Just got this email from Kitten’s elementary school’s interim principal:
Good afternoon, [schoolname] parents! As so many questions about plans to view the education speech by President Obama have been circulating through various communities, [regular principal] and I want to let you know what [school]’s plans are for this event.
Our approach will include recording the speech so that staff may preview it and determine its fit with our curriculum and priorities. This is a practice which we use when considering any of a variety of media to use in the classroom. If there is good alignment with the message of the speech focused on education and the importance of learning, then teachers may want to show the speech to students at an appropriate instructional time. One example might be later in September when, through our school-wide Positive Behavior Support program, we have a theme of honoring and respecting learning.
If after previewing the speech a teacher should want to include the video as part of a future lesson, we will notify you in advance so that you have the opportunity to determine your comfort with your child’s participation.
If you have any further questions, please don’t hesitate to call our office at [phone].
So I’m really torn.
On the one hand, I appreciate that they’re being sensitive to the subject, doing a recording/review of the material would (in a vacuum) make a lot of sense, and so forth. Given that our school generally does a great job, I treat their approach from a starting point of respect.
On the other hand, this has almost become a matter of principle. By taking this approach, it seems to me that the school is legitimating the paranoia and hyperbole that surround this perfectly legitimate and normal and laudable effort by the president to encourage kids to work hard in school. In a sense, it reminds me of the worst of the Democratic search for bipartisan support — compromise becomes not a strength, but a sign of weakness that will be crowed over and exploited. Next time something comes up that’s the least bit controversial, this provides a further precedent for parents to expect their individual foibles to be catered to and their particular spin on political affairs to trump the pedagogical mission of the school.

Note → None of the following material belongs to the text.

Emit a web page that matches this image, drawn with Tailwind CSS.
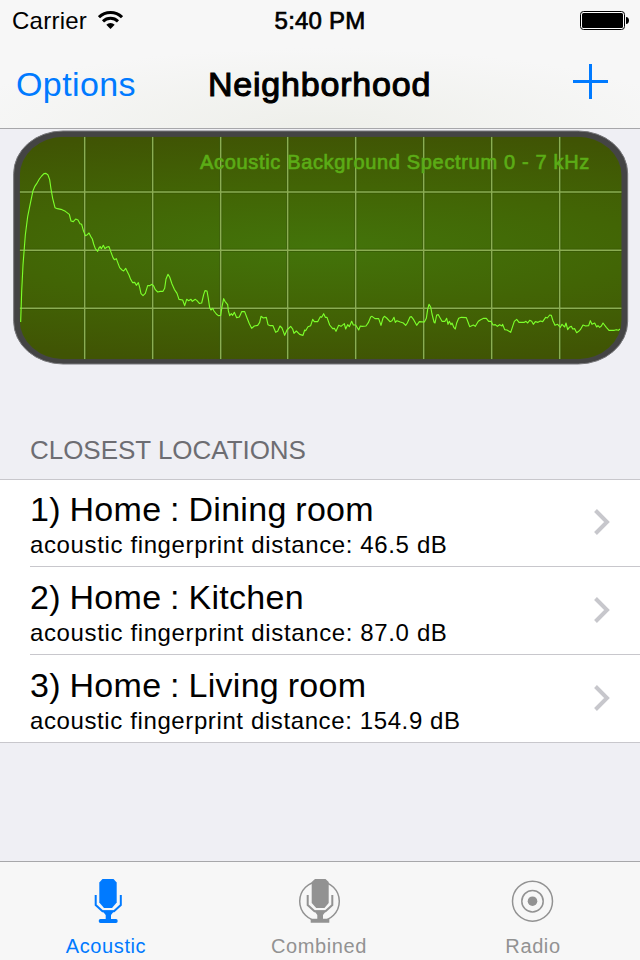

Put another way, what other educational material will now arguably be subject to pre-announcement to parents so that they can decide their “comfort with their child’s participation.” Sex Ed is usual, but maybe we want to tread carefully around biology lessons, or anything that talks about fossils and evolution, or geology or astronomy lessons that imply anything other than a “Young Earth” origin of the world. How about discussions of history, civil rights, or anything else that has turned out to be the least bit controversial in some quarters?
I understand the desire to keep people informed and to get parents involved in the educational process. But there’s a difference between that and truckling appeasement of folks scared that President Obama is going to “indoctrinate” their kids with sort of Kenyan Socialistic Atheist Islamist Atheist Gay-Loving Communist agenda.

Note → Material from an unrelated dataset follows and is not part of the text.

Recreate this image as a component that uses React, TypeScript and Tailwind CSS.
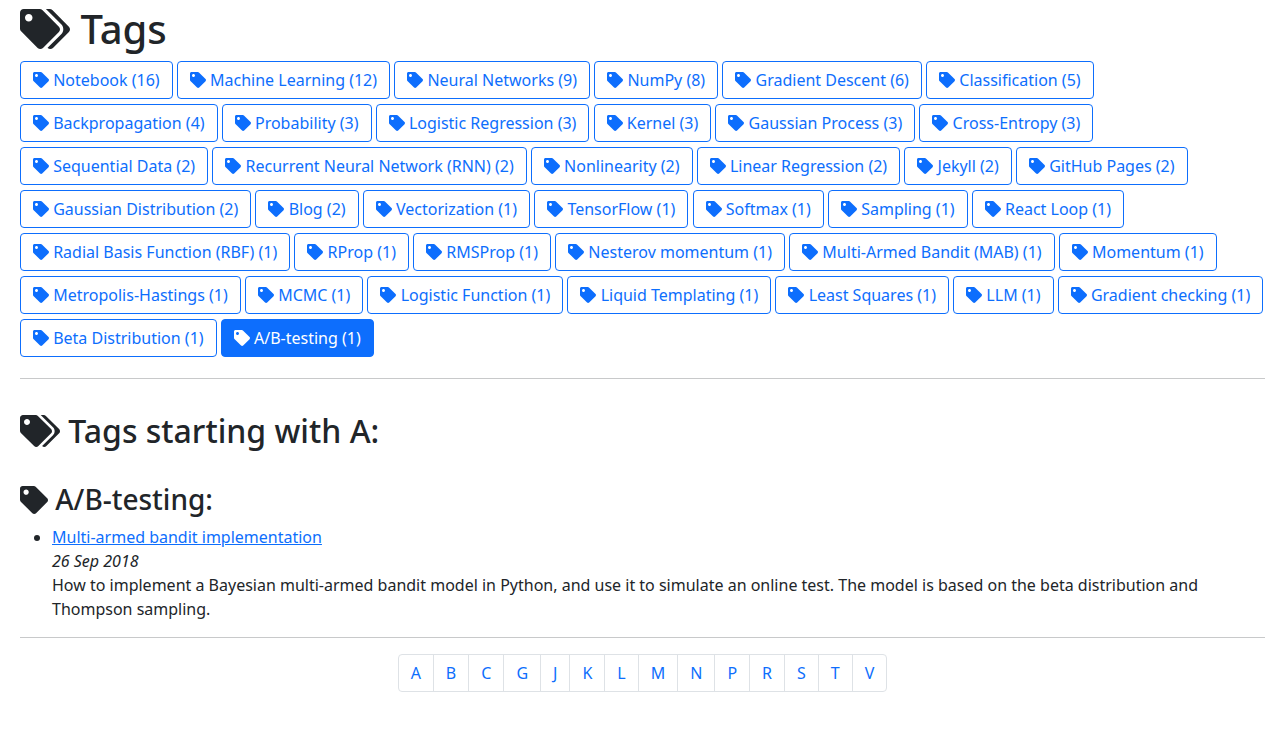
import { Fragment } from "react";
import { FaTag, FaTags } from "react-icons/fa";

const tags: [string, number][] = [
  ["Notebook", 16], ["Machine Learning", 12], ["Neural Networks", 9], ["NumPy", 8],
  ["Gradient Descent", 6], ["Classification", 5], ["Backpropagation", 4], ["Probability", 3],
  ["Logistic Regression", 3], ["Kernel", 3], ["Gaussian Process", 3], ["Cross-Entropy", 3],
  ["Sequential Data", 2], ["Recurrent Neural Network (RNN)", 2], ["Nonlinearity", 2],
  ["Linear Regression", 2], ["Jekyll", 2], ["GitHub Pages", 2], ["Gaussian Distribution", 2],
  ["Blog", 2], ["Vectorization", 1], ["TensorFlow", 1], ["Softmax", 1], ["Sampling", 1],
  ["React Loop", 1], ["Radial Basis Function (RBF)", 1], ["RProp", 1], ["RMSProp", 1],
  ["Nesterov momentum", 1], ["Multi-Armed Bandit (MAB)", 1], ["Momentum", 1],
  ["Metropolis-Hastings", 1], ["MCMC", 1], ["Logistic Function", 1], ["Liquid Templating", 1],
  ["Least Squares", 1], ["LLM", 1], ["Gradient checking", 1], ["Beta Distribution", 1],
  ["A/B-testing", 1],
];

const letters = ["A", "B", "C", "G", "J", "K", "L", "M", "N", "P", "R", "S", "T", "V"];
const active = "A/B-testing";

export default function App() {
  return (
    <main className="pl-5 pr-[22px] pt-[5px] font-['Noto_Sans',sans-serif] text-base text-[#212529]">
      <h1 className="mb-2 text-[40px] leading-12 font-medium">
        <FaTags className="inline-block h-10 w-[50px] align-[-5px]" /> Tags
      </h1>
      <nav aria-label="Tags">
        {tags.map(([name, count]) => (
          <Fragment key={name}>
            <a
              href="#tag"
              className={
                name === active
                  ? "mb-[5px] inline-block rounded-sm border border-[#0d6efd] bg-[#0d6efd] px-3 py-1.5 align-middle text-white"
                  : "mb-[5px] inline-block rounded-sm border border-[#0d6efd] px-3 py-1.5 align-middle text-[#0d6efd]"
              }
            >
              <FaTag className="inline-block size-4 align-[-2px]" /> {name} ({count})
            </a>{" "}
          </Fragment>
        ))}
      </nav>
      <hr className="mt-4 mb-[33px] border-[#c8c9ca]" />
      <h2 className="text-[32px] leading-[38px] font-medium">
        <FaTags className="inline-block h-8 w-10 align-[-4px]" /> Tags starting with A:
      </h2>
      <h3 className="mt-8 mb-[9px] text-[28px] leading-[34px] font-medium">
        <FaTag className="inline-block size-7 align-[-4px]" /> A/B-testing:
      </h3>
      <ul className="mb-4 list-disc pl-8">
        <li>
          <a href="#post" className="text-[#0d6efd] underline">Multi-armed bandit implementation</a>
          <br />
          <em>26 Sep 2018</em>
          <p>
            How to implement a Bayesian multi-armed bandit model in Python, and use it to simulate an
            online test. The model is based on the beta distribution and Thompson sampling.
          </p>
        </li>
      </ul>
      <hr className="mb-4 border-[#c8c9ca]" />
      <nav aria-label="Letters" className="flex justify-center">
        <ul className="flex">
          {letters.map((letter) => (
            <li key={letter} className="group -ml-px first:ml-0">
              <a
                href="#letter"
                className="block border border-[#dee2e6] px-3 py-1.5 text-[#0d6efd] group-first:rounded-l-sm group-last:rounded-r-sm"
              >
                {letter}
              </a>
            </li>
          ))}
        </ul>
      </nav>
    </main>
  );
}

(I’m also mildly perturbed by the subject line of the message being “A Message from Principal Miller regarding the upcoming O’Bama speach” thus both misspelling the President’s name and the word “speech.”)
I think an email (if not a call) to the principal to express my concerns (and disappointment) is probably in order.
Will they preview John Boehner’s “rebuttal” statement that follows, too? Was there any outcry over similar speeches by previous Republican presidents?
I haven’t seen that Boehner is insisting on getting a “rebuttal” on this — just on the Health Care address next Wednesday.
Y’know, I wasn’t wowed by even the Dems automagically getting equal billing to give a response to a speech by Dubya. The Constitution mentions an annual report (currently the State of the Union) by the President. It doesn’t mention that the Opposition gets equal time. In fact, isn’t “equal time” and the Fairness Doctrine one of those bugaboos of the Right?
I suspect I would contact the Principal asking that my child be allowed to hear the important speech (or speach) of the President of the U.S. in a timely fashion. After all, contemporaries from other schools will now have information children at the school will be missing. As for O’bama, wasn’t there a ditty about black Irish during the campaign?